**REQUIRED TASK:** Find every line with the string "index" in it, count them, and reply with that count only.

**PROVIDED MATERIAL:**
------------------------------------------------

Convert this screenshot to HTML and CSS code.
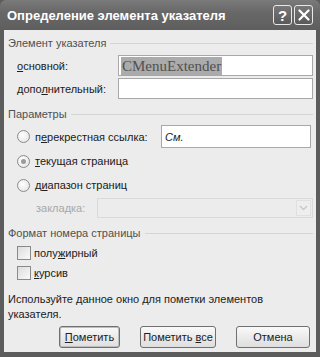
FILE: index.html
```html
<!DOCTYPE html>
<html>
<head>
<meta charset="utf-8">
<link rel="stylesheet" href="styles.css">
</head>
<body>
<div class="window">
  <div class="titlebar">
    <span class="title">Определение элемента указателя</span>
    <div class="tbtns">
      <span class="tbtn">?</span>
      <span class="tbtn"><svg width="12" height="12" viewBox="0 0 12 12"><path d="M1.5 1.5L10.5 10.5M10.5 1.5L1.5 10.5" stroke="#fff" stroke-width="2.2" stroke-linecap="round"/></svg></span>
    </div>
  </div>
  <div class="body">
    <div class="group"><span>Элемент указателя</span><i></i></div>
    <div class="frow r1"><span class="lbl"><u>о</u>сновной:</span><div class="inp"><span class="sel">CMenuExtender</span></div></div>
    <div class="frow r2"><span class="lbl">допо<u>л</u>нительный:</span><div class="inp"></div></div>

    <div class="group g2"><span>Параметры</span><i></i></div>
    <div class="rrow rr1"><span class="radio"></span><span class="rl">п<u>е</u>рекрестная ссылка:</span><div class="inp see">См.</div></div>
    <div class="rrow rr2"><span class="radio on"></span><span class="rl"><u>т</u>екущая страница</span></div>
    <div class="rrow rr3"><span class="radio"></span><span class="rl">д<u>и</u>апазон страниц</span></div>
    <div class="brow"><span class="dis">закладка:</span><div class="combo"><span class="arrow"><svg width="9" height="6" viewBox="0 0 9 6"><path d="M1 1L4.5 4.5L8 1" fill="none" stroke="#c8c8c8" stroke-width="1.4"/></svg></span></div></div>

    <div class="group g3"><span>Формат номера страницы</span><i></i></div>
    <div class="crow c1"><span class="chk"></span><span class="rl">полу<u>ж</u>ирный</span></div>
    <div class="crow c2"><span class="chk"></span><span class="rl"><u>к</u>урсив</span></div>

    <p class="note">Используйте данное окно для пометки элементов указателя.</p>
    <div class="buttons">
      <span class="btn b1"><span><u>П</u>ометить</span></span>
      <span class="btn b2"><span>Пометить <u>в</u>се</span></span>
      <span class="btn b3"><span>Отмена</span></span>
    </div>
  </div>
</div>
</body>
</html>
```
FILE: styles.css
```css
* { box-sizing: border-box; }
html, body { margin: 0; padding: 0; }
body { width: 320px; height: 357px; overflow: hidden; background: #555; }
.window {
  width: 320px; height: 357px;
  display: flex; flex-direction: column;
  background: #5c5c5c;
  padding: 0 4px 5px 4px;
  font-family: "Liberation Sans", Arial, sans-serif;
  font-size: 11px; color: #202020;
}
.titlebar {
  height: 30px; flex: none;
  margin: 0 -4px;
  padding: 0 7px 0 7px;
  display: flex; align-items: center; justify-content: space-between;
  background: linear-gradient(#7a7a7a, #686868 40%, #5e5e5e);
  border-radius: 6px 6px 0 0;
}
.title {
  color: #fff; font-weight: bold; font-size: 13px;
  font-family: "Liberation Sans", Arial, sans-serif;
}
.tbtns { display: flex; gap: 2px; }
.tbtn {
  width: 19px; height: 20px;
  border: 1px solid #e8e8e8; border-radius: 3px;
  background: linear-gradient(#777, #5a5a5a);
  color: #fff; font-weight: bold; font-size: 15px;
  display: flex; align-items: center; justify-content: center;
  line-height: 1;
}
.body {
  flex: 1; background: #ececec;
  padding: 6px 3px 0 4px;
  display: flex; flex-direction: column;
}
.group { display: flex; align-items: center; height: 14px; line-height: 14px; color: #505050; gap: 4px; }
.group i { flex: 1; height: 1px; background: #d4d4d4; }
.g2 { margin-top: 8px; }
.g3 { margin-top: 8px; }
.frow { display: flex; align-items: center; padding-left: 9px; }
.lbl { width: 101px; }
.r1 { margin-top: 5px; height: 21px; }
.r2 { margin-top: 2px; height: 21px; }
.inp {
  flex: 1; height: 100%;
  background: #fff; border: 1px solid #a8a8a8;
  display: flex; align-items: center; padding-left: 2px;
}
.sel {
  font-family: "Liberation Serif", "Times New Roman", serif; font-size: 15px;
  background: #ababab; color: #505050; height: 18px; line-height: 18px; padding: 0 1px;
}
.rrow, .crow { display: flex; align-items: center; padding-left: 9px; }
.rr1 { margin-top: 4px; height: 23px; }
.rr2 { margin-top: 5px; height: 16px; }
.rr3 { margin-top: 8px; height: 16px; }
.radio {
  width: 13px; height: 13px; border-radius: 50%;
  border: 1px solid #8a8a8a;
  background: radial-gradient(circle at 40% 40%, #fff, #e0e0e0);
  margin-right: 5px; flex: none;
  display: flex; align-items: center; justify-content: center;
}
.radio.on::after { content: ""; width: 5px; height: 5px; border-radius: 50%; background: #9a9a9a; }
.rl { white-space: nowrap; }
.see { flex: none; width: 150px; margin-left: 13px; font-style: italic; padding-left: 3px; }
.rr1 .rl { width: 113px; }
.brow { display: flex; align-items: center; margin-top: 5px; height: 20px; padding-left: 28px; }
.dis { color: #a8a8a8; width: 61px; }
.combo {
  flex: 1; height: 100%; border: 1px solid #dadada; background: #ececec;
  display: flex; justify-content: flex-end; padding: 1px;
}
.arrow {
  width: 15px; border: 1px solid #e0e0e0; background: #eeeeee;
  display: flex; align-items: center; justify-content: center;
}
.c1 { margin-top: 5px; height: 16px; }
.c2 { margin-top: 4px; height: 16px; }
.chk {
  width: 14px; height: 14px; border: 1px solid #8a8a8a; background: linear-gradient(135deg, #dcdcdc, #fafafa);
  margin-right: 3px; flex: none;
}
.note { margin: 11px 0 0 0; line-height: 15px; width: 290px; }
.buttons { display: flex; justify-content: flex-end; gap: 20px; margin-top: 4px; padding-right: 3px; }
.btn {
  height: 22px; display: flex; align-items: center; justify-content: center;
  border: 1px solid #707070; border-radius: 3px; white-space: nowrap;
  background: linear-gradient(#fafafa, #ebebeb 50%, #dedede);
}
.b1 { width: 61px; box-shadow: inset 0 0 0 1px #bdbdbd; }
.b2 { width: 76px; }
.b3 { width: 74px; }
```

------------------------------------------------

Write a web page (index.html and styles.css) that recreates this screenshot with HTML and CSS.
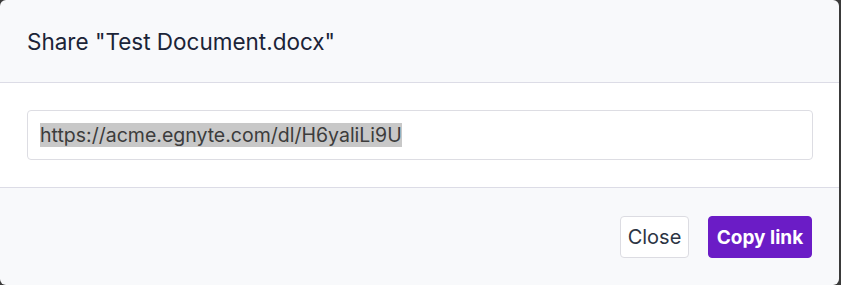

------------------------------------------------

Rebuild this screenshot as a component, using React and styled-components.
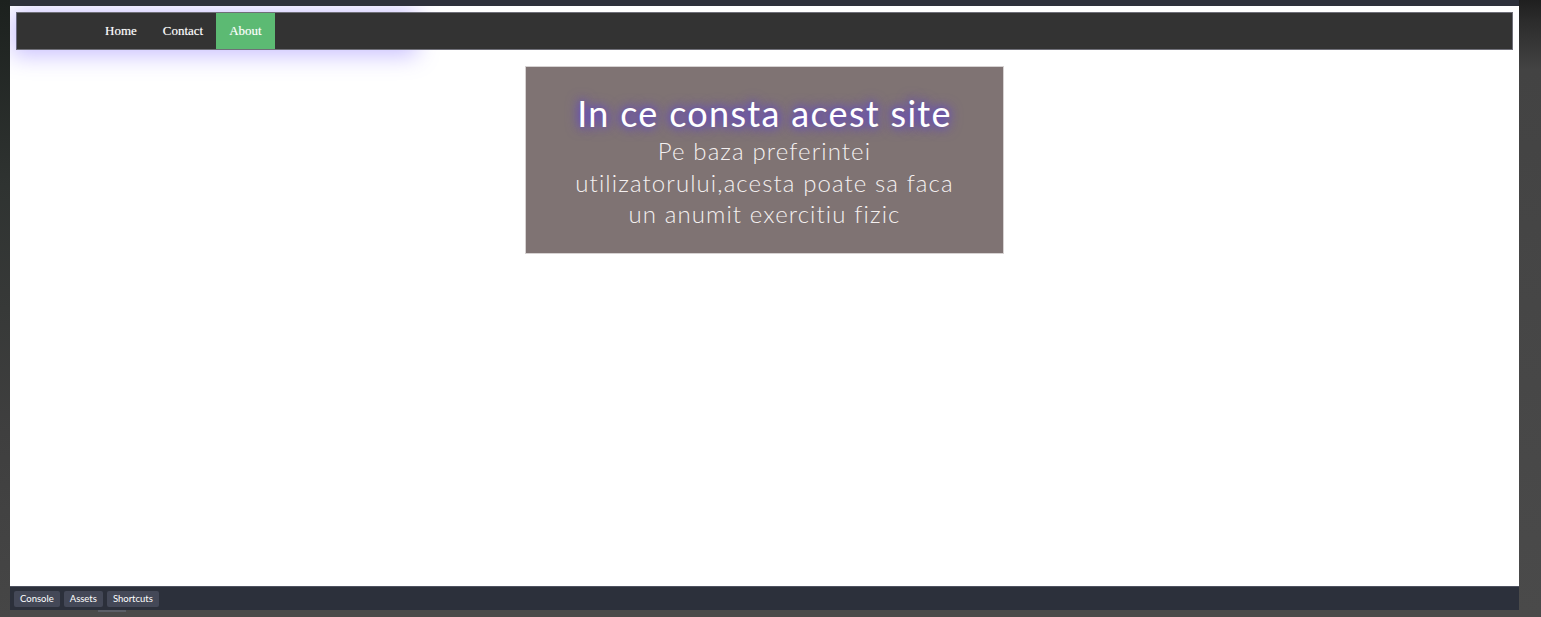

------------------------------------------------

**FULL OUTPUT:** 2